Concretar ese sueño supone pagar un alto precio: garantizar a todas las personas la mejor educación posible. La crisis actual no pasa por los objetivos o los métodos pedagógicos. Reconoce una raíz más profunda: la carencia de una voluntad democrática, que nos lleva a rechazar la responsabilidad de tomar seriamente a nuestros niños, nuestras escuelas y nuestro futuro.

No somos serios: abandonamos nuestras escuelas públicas porque abandonamos a nuestros niños. Abandonamos a nuestros niños porque no nos preocupa el futuro. Para ser serios, deberíamos privilegiar la inversión educativa por sobre cualquier otra porque, si se acaba el futuro, ni siquiera el déficit importa. Deberíamos ubicarla por sobre cualquier otra política pública porque, sin educación pública, no hay público cuyo bien debamos buscar. Sólo así demostraremos nuestra seriedad en relación con este problema. Sólo recuperando esa poderosa voluntad, que la Argentina conoció un siglo atrás, podremos encaminarnos hacia la solución de la tragedia en que amenaza convertirse la crisis educativa actual que refleja, preciso es reconocerlo, un desinterés profundo y egoísta por nuestro porvenir.

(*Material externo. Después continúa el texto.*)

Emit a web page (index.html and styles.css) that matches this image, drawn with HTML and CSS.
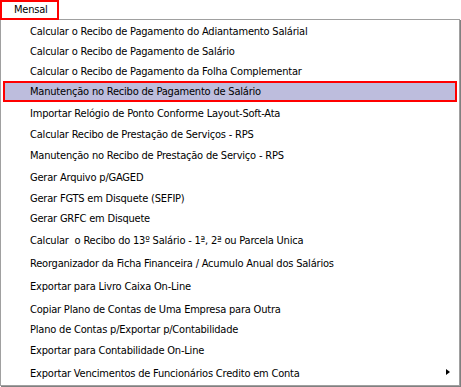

Nuestra última esperanza tal vez resida en conseguir que la escuela se transforme en ese singular baluarte de la resistencia cultural en el que se defienda lo humano. La escuela concebida como ámbito de exilio de los prejuicios y de la vulgaridad del presente. De lograrlo, estaríamos ante la posibilidad revolucionaria de evitar que la tragedia educativa, cuyos signos hoy percibimos, termine por convertirse en tragedia de la civilización.